The PUC's failure

MIDWAY THROUGH A meeting of the San Francisco Local Agency Formation Commission Feb. 4, Sup. Ross Mirkarimi, the panel's new chair, asked a key question of the city's power policy director. He wanted to know if the S.F. Public Utilities Commission sees itself as an advocate of community-choice aggregation, a program that would bring cheaper electricity to San Francisco and start moving the city out from under the thumb of the Pacific Gas and Electric Co. monopoly.

No, the PUC's Barbara Hale said – the agency wasn't an advocate of anything. The PUC staff could only carry out the policies passed by the Board of Supervisors.

Of course, Hale was missing a key point: community-choice aggregation has been city policy for more than eight months – and the whole point of the exchange was that the PUC has been dragging its feet, badly, failing to finish an implementation plan and putting the whole program at risk.

But there's a much larger problem here: the PUC is the agency that oversees the city's electricity program, and it ought to be at the forefront of the battle to bring public power to San Francisco. Instead, over and over again, the agency has ducked, stood on the sidelines – or actively interfered with that vision.

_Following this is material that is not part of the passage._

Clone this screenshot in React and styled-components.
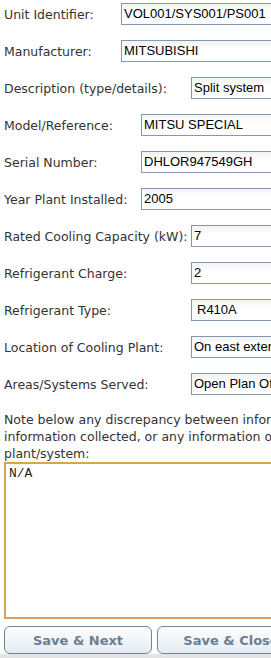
import React from 'react'
import styled, { createGlobalStyle } from 'styled-components'

const GlobalStyle = createGlobalStyle`
html, body {
  margin: 0;
  padding: 0;
  background: #fff;
  overflow: hidden;
}
body {
  font-family: "DejaVu Sans", Verdana, sans-serif;
  color: #333;
}
`

const fields = [
  { label: 'Unit Identifier:', value: 'VOL001/SYS001/PS001', at: 121 },
  { label: 'Manufacturer:', value: 'MITSUBISHI', at: 121 },
  { label: 'Description (type/details):', value: 'Split system', at: 191 },
  { label: 'Model/Reference:', value: 'MITSU SPECIAL', at: 141 },
  { label: 'Serial Number:', value: 'DHLOR947549GH', at: 141 },
  { label: 'Year Plant Installed:', value: '2005', at: 141 },
  { label: 'Rated Cooling Capacity (kW):', value: '7', at: 191 },
  { label: 'Refrigerant Charge:', value: '2', at: 191 },
  { label: 'Refrigerant Type:', value: 'R410A', at: 191, pad: 5 },
  { label: 'Location of Cooling Plant:', value: 'On east external wall', at: 191 },
  { label: 'Areas/Systems Served:', value: 'Open Plan Office', at: 191 }
]

export default function App () {
  return (
    <Page>
      <GlobalStyle />
      <Form>
        <Rows>
          {fields.map(f => (
            <Row key={f.label}>
              <Label width={f.at}>{f.label}</Label>
              <Field pad={f.pad}>{f.value}</Field>
            </Row>
          ))}
        </Rows>
        <Note>
          Note below any discrepancy between information provided and<br />
          information collected, or any information of relevance to this<br />
          plant/system:
        </Note>
        <Notes defaultValue='N/A' />
        <Buttons>
          <Button>Save &amp; Next</Button>
          <Button>Save &amp; Close</Button>
        </Buttons>
      </Form>
      <Footer />
    </Page>
  )
}

const Page = styled.div`
width: 271px;
height: 658px;
overflow: hidden;
display: flex;
flex-direction: column;
`
const Form = styled.div`
padding: 3px 0 0 4px;
width: 460px;
flex: 1;
`
const Rows = styled.div`
display: flex;
flex-direction: column;
gap: 15px;
`
const Row = styled.div`
display: flex;
align-items: center;
height: 22px;
`
const Label = styled.span`
width: ${props => props.width - 4}px;
flex-shrink: 0;
font-size: 12.5px;
color: #333;
white-space: nowrap;
`
const Field = styled.div`
width: 220px;
height: 22px;
box-sizing: border-box;
border: 1px solid #8399b1;
background: linear-gradient(#f3f3f3, #fff 40%);
font-family: "Liberation Sans", Arial, sans-serif;
font-size: 13px;
color: #000;
line-height: 20px;
padding-left: ${props => props.pad || 2}px;
white-space: nowrap;
overflow: hidden;
`
const Note = styled.p`
margin: 16px 0 0;
font-size: 12.5px;
line-height: 17px;
color: #333;
white-space: nowrap;
`
const Notes = styled.textarea`
display: block;
box-sizing: border-box;
width: 380px;
height: 157px;
margin: 0;
border: 2px solid #d8a54c;
padding: 2px 3px;
font-family: "Liberation Mono", "Courier New", monospace;
font-size: 13px;
color: #222;
resize: none;
outline: none;
`
const Buttons = styled.div`
display: flex;
gap: 5px;
margin-top: 7px;
`
const Button = styled.button`
width: 148px;
height: 28px;
flex-shrink: 0;
border: 1px solid #6f8598;
border-radius: 6px;
background: linear-gradient(#fdfdfe, #e6ecf2);
font-family: "DejaVu Sans", Verdana, sans-serif;
font-weight: bold;
font-size: 13px;
color: #6a7f94;
cursor: pointer;
`
const Footer = styled.div`
height: 4px;
background: #e4e4e4;
`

It starts at the top, with Mayor Gavin Newsom giving the PUC general manager job to Susan Leal, who was always a PG&E ally at city hall. Then Leal fired Ed Smeloff, the one person in the agency with the experience and credentials to push public power and the one senior person who actually seemed to want to do it. Now the PUC is far behind schedule on a critical step on the path to a sustainable-energy future for the city.

Community aggregation would allow San Francisco to directly buy electric power from wholesale generators, bypassing PG&E, and resell it to residential and commercial customers. Hale told LAFCO members her office will need another two months to finish the implementation plan. That's cutting it pretty close: because PG&E is in the process of negotiating its own long-term power contracts, the city has to get its aggregation plan finished and approved by the state by June, or it will risk losing its ability to make the program work economically.

This isn't a Herculean task. Paul Fenn, an energy activist and expert on aggregation, is putting together his own plan, in his spare time, and he showed up at the hearing with his two young children to push the issue. The PUC has a big, well-paid staff, and the agency has had since May to act on this. If Hale can't get it down promptly, by the first of April, LAFCO should just take Fenn's plan and run with it – and the supervisors should cut the PUC's budget to reflect its failure to do a basic job.

Meanwhile, the PUC's overall position needs to change, and the supervisors can help make that happen. The board should approve a resolution immediately establishing that public power is the city's top energy priority and informing the PUC that its job is to advocate for and promote public power – now, today, and from here forward.